Another pocket of surging inference demand comes from subscription-based AI sexting chat services that generate real-time, highly personalized dialogue and imagery for thousands of simultaneous conversations. These platforms are more about shaving pennies off each generated token while staying under strict power caps in leased racks. A memory-centric card like Atlas, able to keep half-trillion-parameter models resident without exotic cooling, translates directly into lower cost per chat session and fewer throttled responses during traffic spikes. That business case mirrors Cloudflare’s with predictable latency, tighter power budgets, and quick drop-in deployment. These are all areas where large AI models need to run continuously and cost-effectively to serve end users. As a result, shaving off power usage or latency can translate into big savings and better performance.

As for the broader AI hardware market, while NVIDIA’s GPU chips currently dominate AI training and inference in data centers, their high costs and supply constraints have opened opportunities for specialized alternatives. Positron is one of several startups chasing this opportunity, but not all have thrived so far. A rival inference chip startup, Groq, recently slashed its projected 2025 revenue from over $2 billion down to $500 million.

Still, Positron’s strategy of targeting the inference bottleneck (rather than going head-on against NVIDIA in training) and proving its tech with real customers early has instilled confidence in investors.

“Improving the cost and energy efficiency of AI inference is where the greatest market opportunity lies, and this is where Positron is focused,” says Randy Glein of DFJ Growth.

Fast Development and “Made-in-USA” Design

Positron’s rapid progress has been notable in an industry where hardware development often takes years. The company was founded in 2023 by CTO Thomas Sohmers and Chief Scientist Edward Kmett, and it brought Atlas from concept to shipping product in roughly 15–18 months with only about $12.5 million in seed funding.

This unusually fast execution was helped by the team’s deep expertise. Sohmers previously worked on AI chips at Groq, and CEO Mitesh Agrawal was COO at Lambda (an AI cloud provider) before joining Positron to lead its commercialization.

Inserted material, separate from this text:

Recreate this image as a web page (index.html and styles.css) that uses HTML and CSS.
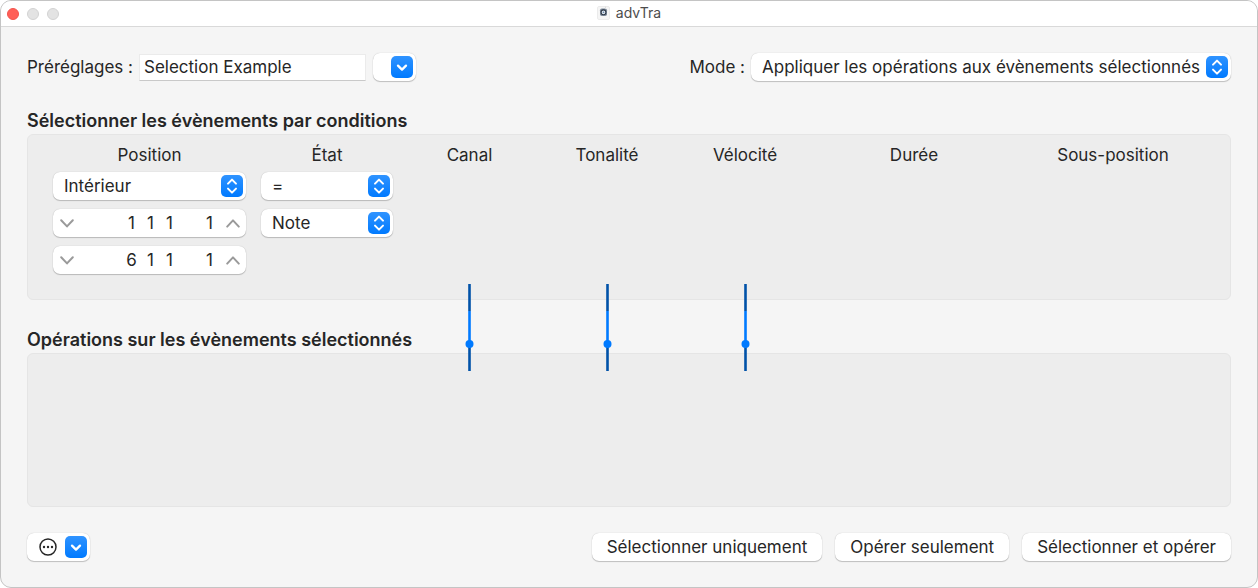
FILE: index.html
```html
<!DOCTYPE html>
<html lang="fr">
<head>
    <meta charset="UTF-8">
    <meta name="viewport" content="width=device-width, initial-scale=1.0">
    <title>advTra</title>
    <link rel="stylesheet" href="styles.css">
</head>
<body>
    <svg width="0" height="0" class="symbols" aria-hidden="true">
        <linearGradient id="blue" x1="0" y1="0" x2="0" y2="1">
            <stop offset="0" stop-color="#2f93ff"/>
            <stop offset="1" stop-color="#007aff"/>
        </linearGradient>
        <symbol id="updown" viewBox="0 0 22 22">
            <rect width="22" height="22" rx="5" fill="url(#blue)"/>
            <path d="M7 8.6l4-4 4 4M7 13.6l4 4 4-4" fill="none" stroke="#fff" stroke-width="2" stroke-linecap="round" stroke-linejoin="round"/>
        </symbol>
        <symbol id="down" viewBox="0 0 22 22">
            <rect width="22" height="22" rx="5" fill="url(#blue)"/>
            <path d="M7 9.6l4 4 4-4" fill="none" stroke="#fff" stroke-width="2.3" stroke-linecap="round" stroke-linejoin="round"/>
        </symbol>
        <symbol id="step-down" viewBox="0 0 14 9">
            <path d="M1.2 1.2L7 7.4l5.8-6.2" fill="none" stroke="#9a9a9a" stroke-width="2" stroke-linecap="round" stroke-linejoin="round"/>
        </symbol>
        <symbol id="step-up" viewBox="0 0 14 9">
            <path d="M1.2 7.6L7 1.4l5.8 6.2" fill="none" stroke="#9a9a9a" stroke-width="2" stroke-linecap="round" stroke-linejoin="round"/>
        </symbol>
        <symbol id="callout" viewBox="0 0 9 87">
            <path d="M4.5 0v27M4.5 60v27" stroke="#0052a8" stroke-width="2.6"/>
            <path d="M4.5 27v33" stroke="#007aff" stroke-width="2.6"/>
            <circle cx="4.5" cy="60" r="4" fill="#007aff"/>
        </symbol>
    </svg>

    <div class="window">
        <header class="titlebar">
            <div class="lights">
                <span class="light close"></span>
                <span class="light"></span>
                <span class="light"></span>
            </div>
            <div class="title">
                <svg width="13" height="14" viewBox="0 0 13 14" aria-hidden="true">
                    <rect x="0.5" y="0.5" width="12" height="13" rx="1.5" fill="#f5f5f5" stroke="#ebebeb"/>
                    <rect x="3" y="2.5" width="7" height="7.5" rx="1.8" fill="#7f8b9b"/>
                    <circle cx="6.5" cy="6.3" r="2.4" fill="#dde5ee" stroke="#303b4a" stroke-width="1.1"/>
                    <circle cx="6.5" cy="6.3" r="0.8" fill="#5d7ea3"/>
                    <path d="M8.5 0.5v2.5" stroke="#dcdcdc"/>
                </svg>
                <span>advTra</span>
            </div>
        </header>

        <main class="content">
            <div class="toolbar">
                <label for="preset">Préréglages :</label>
                <input type="text" id="preset" class="preset-name" value="Selection Example">
                <div class="popup preset-menu">
                    <select aria-label="Menu des préréglages"><option></option></select>
                    <svg class="badge" aria-hidden="true"><use href="#down"/></svg>
                </div>
                <label for="mode" class="mode-label">Mode :</label>
                <div class="popup mode-menu">
                    <select id="mode"><option>Appliquer les opérations aux évènements sélectionnés</option></select>
                    <svg class="badge" aria-hidden="true"><use href="#updown"/></svg>
                </div>
            </div>

            <h2>Sélectionner les évènements par conditions</h2>
            <section class="panel conditions">
                <div class="columns">
                    <div class="column">
                        <h3>Position</h3>
                        <div class="popup">
                            <select aria-label="Position"><option>Intérieur</option></select>
                            <svg class="badge" aria-hidden="true"><use href="#updown"/></svg>
                        </div>
                        <div class="stepper">
                            <button type="button" aria-label="Diminuer"><svg width="14" height="9"><use href="#step-down"/></svg></button>
                            <div class="digits">
                                <input type="text" value="1" aria-label="Début, mesure">
                                <input type="text" value="1" aria-label="Début, temps">
                                <input type="text" value="1" aria-label="Début, division">
                                <input type="text" value="1" aria-label="Début, tic" class="tick">
                            </div>
                            <button type="button" aria-label="Augmenter"><svg width="14" height="9"><use href="#step-up"/></svg></button>
                        </div>
                        <div class="stepper">
                            <button type="button" aria-label="Diminuer"><svg width="14" height="9"><use href="#step-down"/></svg></button>
                            <div class="digits">
                                <input type="text" value="6" aria-label="Fin, mesure">
                                <input type="text" value="1" aria-label="Fin, temps">
                                <input type="text" value="1" aria-label="Fin, division">
                                <input type="text" value="1" aria-label="Fin, tic" class="tick">
                            </div>
                            <button type="button" aria-label="Augmenter"><svg width="14" height="9"><use href="#step-up"/></svg></button>
                        </div>
                    </div>
                    <div class="column">
                        <h3>État</h3>
                        <div class="popup">
                            <select aria-label="Condition d’état"><option>=</option></select>
                            <svg class="badge" aria-hidden="true"><use href="#updown"/></svg>
                        </div>
                        <div class="popup">
                            <select aria-label="Type d’évènement"><option>Note</option></select>
                            <svg class="badge" aria-hidden="true"><use href="#updown"/></svg>
                        </div>
                    </div>
                    <div class="column"><h3>Canal</h3></div>
                    <div class="column"><h3>Tonalité</h3></div>
                    <div class="column"><h3>Vélocité</h3></div>
                    <div class="column"><h3>Durée</h3></div>
                    <div class="column"><h3>Sous-position</h3></div>
                </div>
                <!-- lines from the three middle columns down to the operations -->
                <div class="columns callouts" aria-hidden="true">
                    <svg class="callout canal"><use href="#callout"/></svg>
                    <svg class="callout"><use href="#callout"/></svg>
                    <svg class="callout"><use href="#callout"/></svg>
                </div>
            </section>

            <h2>Opérations sur les évènements sélectionnés</h2>
            <section class="panel operations"></section>

            <footer class="actions">
                <button type="button" class="push more" aria-label="Autres actions">
                    <svg width="18" height="18" viewBox="0 0 18 18" aria-hidden="true">
                        <circle cx="9" cy="9" r="8" fill="none" stroke="#262626" stroke-width="1.5"/>
                        <circle cx="5" cy="9" r="1.2" fill="#262626"/>
                        <circle cx="9" cy="9" r="1.2" fill="#262626"/>
                        <circle cx="13" cy="9" r="1.2" fill="#262626"/>
                    </svg>
                    <svg width="22" height="22" aria-hidden="true"><use href="#down"/></svg>
                </button>
                <button type="button" class="push">Sélectionner uniquement</button>
                <button type="button" class="push">Opérer seulement</button>
                <button type="button" class="push">Sélectionner et opérer</button>
            </footer>
        </main>
    </div>
</body>
</html>
```
FILE: styles.css
```css
* {
    box-sizing: border-box;
}

body {
    margin: 0;
    background-color: #fff;
    color: #262626;
    font-family: Inter, "Liberation Sans", sans-serif;
    font-size: 17px;
    line-height: 24px;
}

input, select, button {
    font: inherit;
    color: inherit;
    margin: 0;
    padding: 0;
    border: 0;
    background: none;
}

.symbols {
    position: absolute;
}

.window {
    display: flex;
    flex-direction: column;
    min-height: 100vh;
    border: 1px solid #c4c4c4;
    border-radius: 11px;
    background-color: #f5f5f5;
    overflow: hidden;
}

.titlebar {
    display: grid;
    grid-template-columns: 1fr auto 1fr;
    align-items: center;
    height: 26px;
    padding: 0 6px;
    background-color: #fff;
    border-bottom: 1px solid #d9d9d9;
}

.lights {
    display: flex;
    gap: 8px;
}

.light {
    width: 12px;
    height: 12px;
    border-radius: 50%;
    background-color: #e3e3e3;
    border: 1px solid #d2d2d2;
}

.light.close {
    background-color: #ff5f57;
    border-color: #f2544d;
}

.title {
    display: flex;
    align-items: center;
    gap: 6px;
    padding-bottom: 2px;
    font-size: 14px;
    line-height: 22px;
    color: #4d4d4d;
}

.content {
    flex: 1;
    display: flex;
    flex-direction: column;
    padding: 26px;
}

.toolbar {
    display: flex;
    align-items: center;
}

.preset-name {
    width: 227px;
    height: 27px;
    margin: 0 7px 0 6px;
    padding: 0 4px;
    background-color: #fff;
    border: 1px solid #ebebeb;
    border-bottom-color: #c9c9c9;
}

.mode-label {
    margin: 0 6px 0 auto;
}

.popup {
    position: relative;
    height: 28px;
}

.popup select {
    appearance: none;
    width: 100%;
    padding-left: 11px;
}

.popup select, .stepper, .push {
    height: 28px;
    background-color: #fff;
    border-radius: 7px;
    box-shadow: 0 0 1px rgba(0, 0, 0, 0.25), 0 1px 1px rgba(0, 0, 0, 0.2);
}

.badge {
    position: absolute;
    top: 3px;
    right: 3px;
    width: 22px;
    height: 22px;
    pointer-events: none;
}

.preset-menu {
    width: 43px;
}

.mode-menu {
    width: 480px;
}

h2 {
    margin: 28px 0 1px;
    font-size: 18px;
    font-weight: 600;
    line-height: 24px;
}

h3 {
    margin: 0 0 -4px;
    font-size: 17px;
    font-weight: 400;
    line-height: 24px;
    text-align: center;
}

.panel {
    background-color: #ededed;
    border: 1px solid #e5e5e5;
    border-radius: 6px;
}

.conditions {
    position: relative;
    padding: 8px 25px 25px;
}

.columns {
    display: grid;
    grid-template-columns: 193fr 132fr 123fr 122fr 124fr 184fr 184fr;
    column-gap: 15px;
}

.column {
    display: flex;
    flex-direction: column;
    gap: 9px;
    min-width: 0;
}

.stepper {
    display: flex;
    justify-content: space-between;
}

.stepper button {
    display: flex;
    align-items: center;
    justify-content: center;
    width: 27px;
}

.digits {
    display: flex;
    margin-left: auto;
}

.digits input {
    width: 19px;
    text-align: center;
}

.digits .tick {
    margin-left: 21px;
}

.callouts {
    position: absolute;
    top: 149px;
    left: 25px;
    right: 25px;
    pointer-events: none;
}

.callout {
    width: 9px;
    height: 87px;
    justify-self: center;
}

.canal {
    grid-column: 3;
}

.operations {
    flex: 1;
    min-height: 60px;
}

.actions {
    display: flex;
    gap: 13px;
    margin-top: 26px;
}

.push {
    padding: 0 15px;
}

.more {
    display: flex;
    align-items: center;
    justify-content: space-between;
    width: 63px;
    margin-right: auto;
    padding: 0 3px 0 12px;
}
```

In addition to its engineering speed, Positron also takes pride in its Made-in-America approach. Its first-gen Atlas cards are built using chips fabricated in the U.S. (using Intel’s foundry services) and assembled domestically, which helps with national initiatives to rebuild domestic semiconductor capacity, supply chain reliability, and sidesteps some geopolitical risks.

Next-Generation Plans with Titan

With fresh funding in hand, Positron is already gearing up for its next-gen hardware. Codenamed Titan, the upcoming platform will be built around Positron’s custom “Asimov” silicon and is slated to launch in 2026.

Titan is conceptualized to push the boundaries of AI inference even further. Each accelerator card will feature up to 2 terabytes of high-speed memory that will enable a single Titan-powered system to run models as large as 16 trillion parameters and handle vastly longer context lengths. This kind of capacity is aimed at future frontier AI models that demand enormous memory and throughput.

Notably, Titan will continue Positron’s focus on practicality and efficiency. It’s engineered to fit into standard data center racks and use air cooling to avoid the liquid-cooled setups that some of the latest Nvidia and AMD GPUs require. Sticking with conventional form factors and cooling, Positron hopes to make adoption of Titan as straightforward as plugging in a typical server, which is a selling point for enterprises hesitant to invest in exotic infrastructure.

The AI boom has shifted emphasis from just training ever-larger models to also serving those models to users efficiently. Positron is betting that its memory-centric architecture is the right answer to this shift.

“A key differentiator is our ability to run frontier AI models with better efficiency—achieving 2x to 5x performance per watt and dollar compared to Nvidia,” says Thomas Sohmers, Co-founder and CTO of Positron AI.

Ultimately, the success of Positron’s approach will be measured by whether it can help companies deploy advanced AI applications at scale without breaking the bank on power and hardware. With strong investor backing and early customer wins, Positron AI has the potential to become a serious contender in the AI chip space, turning the industry’s insatiable demand for AI inference into a catalyst for its own growth.